Our communication and collaboration tools are doing a fine enough job of helping us inch work forward with our closest collaborators. But, they're not doing much to advance the collective wisdom of our organizations, connect us with colleagues on distant teams, or recreate the moments of serendipity we used to rely on in our offices
We've tried everything we could to prevent and repair these very serious cracks in the cultural foundation of our companies—updated Slack and meeting norms, more documentation, extensive communication guides, upping the cadence of internal demo days, putting lipstick on internal employee profiles, desk decor stipends, “fun” virtual gatherings full of “fun” icebreakers—but something still isn't clicking. And it's getting in the way of doing the meaningful, satisfying, industry-shaping work we all aspire to do.
There's just no way around it anymore. We need a place to go for shared knowledge and connection at work that isn't an office.
Treating organizations like the (mostly) online communities they now are
I started dreaming up what that could look like and it wasn't long before the lightbulb went bing.

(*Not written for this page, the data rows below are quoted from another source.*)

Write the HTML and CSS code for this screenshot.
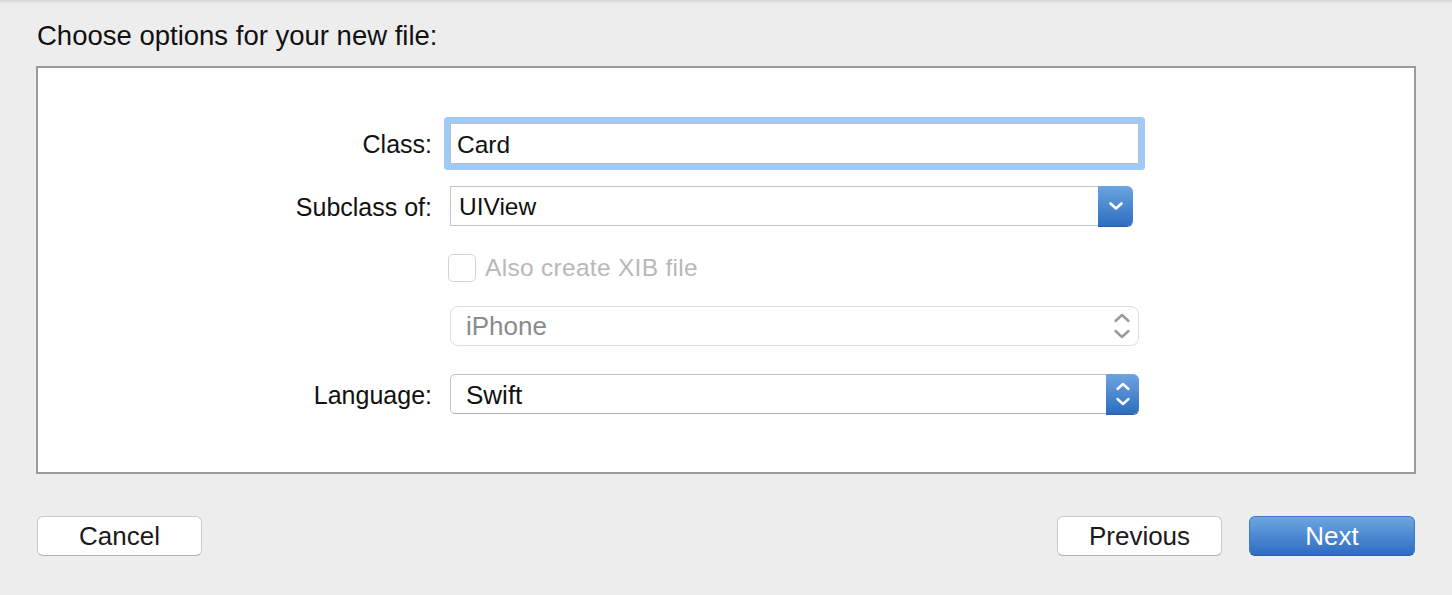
FILE: index.html
```html
<!DOCTYPE html>
<html>
<head>
<meta charset="utf-8">
<title>Choose options</title>
<link rel="stylesheet" href="styles.css">
</head>
<body>
<div class="sheet">
  <h1 class="title">Choose options for your new file:</h1>
  <div class="panel">
    <div class="row row-class">
      <span class="label">Class:</span>
      <div class="field">Card</div>
    </div>
    <div class="row row-subclass">
      <span class="label">Subclass of:</span>
      <div class="combo">
        <span class="combo-text">UIView</span>
        <span class="combo-btn">
          <svg width="16" height="10" viewBox="0 0 16 10"><path d="M2.5 2.5 L8 7.5 L13.5 2.5" fill="none" stroke="#fff" stroke-width="2.6" stroke-linecap="round" stroke-linejoin="round"/></svg>
        </span>
      </div>
    </div>
    <div class="row row-check">
      <span class="label"></span>
      <div class="check">
        <span class="check-box"></span>
        <span class="check-text">Also create XIB file</span>
      </div>
    </div>
    <div class="row row-device">
      <span class="label"></span>
      <div class="popup popup-disabled">
        <span class="popup-text">iPhone</span>
        <svg class="popup-arrows" width="18" height="28" viewBox="0 0 18 28"><path d="M2.5 9 L9 3 L15.5 9 M2.5 19 L9 25 L15.5 19" fill="none" stroke="#9a9a9a" stroke-width="2.4" stroke-linecap="round" stroke-linejoin="round"/></svg>
      </div>
    </div>
    <div class="row row-lang">
      <span class="label">Language:</span>
      <div class="popup popup-active">
        <span class="popup-text">Swift</span>
        <span class="popup-btn">
          <svg width="16" height="26" viewBox="0 0 16 26"><path d="M2.5 8 L8 3 L13.5 8 M2.5 18 L8 23 L13.5 18" fill="none" stroke="#fff" stroke-width="2.4" stroke-linecap="round" stroke-linejoin="round"/></svg>
        </span>
      </div>
    </div>
  </div>
  <div class="actions">
    <button class="btn">Cancel</button>
    <div class="actions-right">
      <button class="btn">Previous</button>
      <button class="btn btn-primary">Next</button>
    </div>
  </div>
</div>
</body>
</html>
```
FILE: styles.css
```css
html, body {
  margin: 0;
  padding: 0;
}
body {
  width: 1452px;
  height: 595px;
  overflow: hidden;
  background: linear-gradient(#d4d4d4 0, #e4e4e4 2px, #ededed 4px, #ededed 100%);
  font-family: "Liberation Sans", Arial, sans-serif;
  color: #1a1a1a;
}
.sheet {
  padding: 0 36px;
}
.title {
  margin: 0;
  padding: 20px 0 0 1px;
  font-size: 27.5px;
  line-height: 32px;
  font-weight: normal;
  color: #111;
}
.panel {
  margin-top: 14px;
  height: 408px;
  box-sizing: border-box;
  border: 2px solid #9b9b9b;
  background: #fff;
  padding-top: 55px;
  display: flex;
  flex-direction: column;
}
.row {
  display: grid;
  grid-template-columns: 394px 689px;
  column-gap: 18px;
  align-items: center;
}
.label {
  text-align: right;
  font-size: 25px;
  color: #111;
  padding-top: 2px;
}
.row-class { height: 41px; }
.row-subclass { height: 40px; margin-top: 22px; }
.row-check { height: 28px; margin-top: 28px; }
.row-device { height: 40px; margin-top: 24px; }
.row-lang { height: 40px; margin-top: 28px; }

.field {
  height: 41px;
  box-sizing: border-box;
  border: 1px solid #bdbdbd;
  border-radius: 1px;
  box-shadow: 0 0 0 6px #9fcafa;
  background: #fff;
  padding: 2px 0 0 6px;
  font-size: 24.5px;
  display: flex;
  align-items: center;
  color: #111;
}
.combo {
  width: 683px;
  height: 40px;
  display: flex;
}
.combo-text {
  flex: 1;
  box-sizing: border-box;
  border: 1px solid #c6c6c6;
  border-right: none;
  background: #fff;
  padding: 2px 0 0 8px;
  font-size: 24.5px;
  display: flex;
  align-items: center;
  color: #111;
}
.combo-btn {
  width: 35px;
  border-radius: 0 6px 6px 0;
  background: linear-gradient(#6ca5df, #2e6cc0);
  box-shadow: 0 1px 0 #2a5ea6;
  display: flex;
  align-items: center;
  justify-content: center;
}
.check {
  display: flex;
  align-items: center;
  margin-left: -2px;
}
.check-box {
  width: 28px;
  height: 28px;
  box-sizing: border-box;
  border: 1px solid #d4d4d4;
  border-radius: 5px;
  background: #fff;
}
.check-text {
  margin-left: 9px;
  font-size: 24.5px;
  letter-spacing: 0.3px;
  color: #b8b8b8;
}
.popup {
  height: 40px;
  display: flex;
  align-items: stretch;
  font-size: 26px;
}
.popup-disabled {
  box-sizing: border-box;
  border: 1px solid #dedede;
  border-radius: 8px;
  background: #fff;
  align-items: center;
  justify-content: space-between;
  padding: 0 7px 0 15px;
  color: #8b8b8b;
}
.popup-active .popup-text {
  flex: 1;
  box-sizing: border-box;
  border: 1px solid #c4c4c4;
  border-right: none;
  border-bottom-color: #b0b0b0;
  border-radius: 5px 0 0 5px;
  background: #fff;
  padding: 2px 0 0 15px;
  display: flex;
  align-items: center;
  color: #111;
}
.popup-btn {
  width: 33px;
  border-radius: 0 6px 6px 0;
  background: linear-gradient(#6ca5df, #2e6cc0);
  box-shadow: 0 1px 0 #2a5ea6;
  display: flex;
  align-items: center;
  justify-content: center;
}
.actions {
  margin-top: 42px;
  display: flex;
  justify-content: space-between;
  padding: 0 1px;
}
.actions-right {
  display: flex;
  gap: 27px;
}
.btn {
  width: 165px;
  height: 40px;
  box-sizing: border-box;
  border: 1px solid #c9c9c9;
  border-bottom-color: #b0b0b0;
  border-radius: 6px;
  background: #fff;
  font-family: "Liberation Sans", Arial, sans-serif;
  font-size: 26px;
  color: #1a1a1a;
  padding: 0;
  display: flex;
  align-items: center;
  justify-content: center;
}
.btn-primary {
  width: 166px;
  background: linear-gradient(#6ca6e0, #2e6cc1);
  border: 1px solid #3f7bc8;
  border-bottom-color: #2a5ea6;
  color: #fff;
}
```
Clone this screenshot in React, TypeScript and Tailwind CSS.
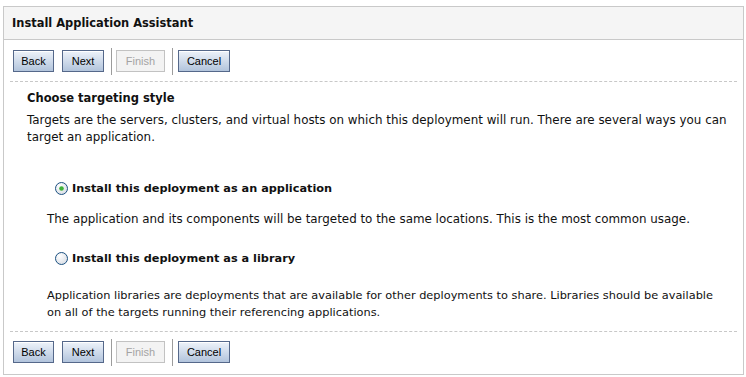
import React from 'react';

const font = { fontFamily: '"DejaVu Sans", Verdana, sans-serif' };

function Btn({ label, disabled, w }: { label: string; disabled?: boolean; w: string }) {
  const cls = disabled
    ? 'border-[#c2c2c2] bg-[#f3f3f3] text-[#a3a3a3]'
    : 'border-[#55688a] bg-gradient-to-b from-[#eef3fa] to-[#b2c4dc] text-black shadow-[inset_0_1px_0_#ffffff]';
  return (
    <button
      type="button"
      className={`h-[22px] ${w} flex items-center justify-center border text-[11px] leading-none font-['Liberation_Sans'] ${cls}`}
    >
      {label}
    </button>
  );
}

function Sep() {
  return <div className="w-px h-[27px] bg-[#9c9c9c]" />;
}

function ButtonRow() {
  return (
    <div className="flex items-center h-[22px] pl-[9px]">
      <Btn label="Back" w="w-[41px]" />
      <div className="w-[8px]" />
      <Btn label="Next" w="w-[42px]" />
      <div className="w-[7px]" />
      <Sep />
      <div className="w-[4px]" />
      <Btn label="Finish" w="w-[49px]" disabled />
      <div className="w-[7px]" />
      <Sep />
      <div className="w-[5px]" />
      <Btn label="Cancel" w="w-[52px]" />
    </div>
  );
}

function Radio({ checked }: { checked?: boolean }) {
  return (
    <svg width="13" height="13" viewBox="0 0 13 13" className="shrink-0">
      <defs>
        <radialGradient id={checked ? 'rg1' : 'rg2'} cx="0.35" cy="0.3" r="0.8">
          <stop offset="0" stopColor="#ffffff" />
          <stop offset="1" stopColor="#d6dbe3" />
        </radialGradient>
      </defs>
      <circle cx="6.5" cy="6.5" r="6" fill={`url(#${checked ? 'rg1' : 'rg2'})`} stroke="#1c5180" strokeWidth="1" />
      {checked && <circle cx="6.5" cy="6.5" r="2.3" fill="#3fb23a" />}
    </svg>
  );
}

export default function App() {
  return (
    <div className="w-[746px] h-[377px] bg-white pt-[6px] pl-[3px]" style={font}>
      <div className="w-[741px] h-[369px] border border-[#c9c9c9] flex flex-col">
        <div className="h-[33px] bg-[#f5f5f5] border-b border-[#c9c9c9] flex items-center pl-[8px] pt-[1px]">
          <span className="text-[11.45px] font-bold text-[#111]">Install Application Assistant</span>
        </div>

        <div className="pt-[10px]">
          <ButtonRow />
        </div>

        <div className="mx-[6px] mt-[9px] border-t border-dashed border-[#c8c8c8]" />

        <div className="pl-[23px] pr-[4px] text-[11.9px] text-[#111] leading-[17px] whitespace-nowrap">
          <div className="mt-[8px] font-bold text-[11.5px]">Choose targeting style</div>
          <p className="mt-[5px]">
            Targets are the servers, clusters, and virtual hosts on which this deployment will run. There are several ways you can
            <br />
            target an application.
          </p>

          <div className="mt-[34px] pl-[28px] flex items-center gap-[4px] font-bold text-[11.3px]">
            <Radio checked />
            <span>Install this deployment as an application</span>
          </div>
          <p className="mt-[14px] pl-[20px]">
            The application and its components will be targeted to the same locations. This is the most common usage.
          </p>

          <div className="mt-[22px] pl-[28px] flex items-center gap-[4px] font-bold text-[11.3px]">
            <Radio />
            <span>Install this deployment as a library</span>
          </div>
          <p className="mt-[20px] pl-[20px] text-[11.35px]">
            Application libraries are deployments that are available for other deployments to share. Libraries should be available
            <br />
            on all of the targets running their referencing applications.
          </p>
        </div>

        <div className="mx-[6px] mt-[10px] border-t border-dashed border-[#c8c8c8]" />

        <div className="pt-[9px]">
          <ButtonRow />
        </div>
      </div>
    </div>
  );
}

When I'm in the mood to stumble on new ideas, see what smart people are thinking and talking about, or find crannies with strangers who care about the same things I do, there are dozens of online homes waiting for me—HackerNews, Reddit, Twitter, the list goes on. As former GitHub CEO Nat Friedman put it, “the internet is amazing at: (a) creating concentrated subcultures that generate new ideas (b) harvesting the best ideas from these subcultures and dumping them into the main feed.
Putting those same dynamics to work within companies seemed like a no-brainer. Especially because colleagues are already connected over a shared purpose and a reliance on each other to get there.
Constellate will be a collectively-curated feed of work-in-progress that anyone, in any corner of an organization, can rely on.
The core functionality of feeds and upvotes and reactions will feel familiar. But doing it at work with a community of trusted colleagues you're already building with and rooting for will feel different.
I know, I know. Another tool? But I promise. This one's going to be different.
Constellate is designed to nourish curious minds. Not to get stuff done.
By creating a space where the company hivemind buzzes without the looming threat of more to-dos, you'll come when the mood strikes, not because you have to. And certainly not because you've been yanked there. (I can promise you now that you won't see any assigned tasks or notifications in Constellate).
The best version of Constellate is a place you love visiting. It's designed to enrich those moments of down time between meetings or while sipping your morning coffee. I want your work bestie to nudge you to share an update about that random thing you've been working on that you think no one would care about and watch it shoot to the top of the feed. I hope you see stuff in Constellate you would have never seen otherwise. And I hope it blows your mind.
And given the menagerie of collaboration and productivity tools out there clamoring for your attention and credit cards, we won't survive if you don't.
A ~reluctant founder
To close out, I'll say that I was pretty reticent about starting a company. I know (intimately) how tough it is to build one. And so many of the founders I encounter are whizzes in AI or design, have been coding since they're five, loved managing triple-digit-sized teams in a past job, or have always known they were destined for this work. None of that sounds like me. Plus, I've got a pretty good gig going now.
But the more I felt the call to make work life awesome for more people, the more I felt limited by my current setup.
I am just one person with one brain (shaped by one set of experiences) and two hands (none of which code very well) and there is only so much I can do with them alone. I want to turn my beliefs and understandings about what makes orgs tick (and tick the people within them off) into something way, way more people can benefit from. Software is really, really, really good at that.
And I got into the culture-building business because it changed my life to work alongside colleagues that made me want to do my best work. Now, I can't shake this feeling that Constellate is my best chance at making that happen for more people.
I hope you'll consider helping me get there.
Because when we do, I think we've got a shot at transforming organizations into the incredible sources of community and self-actualization they should be. You in?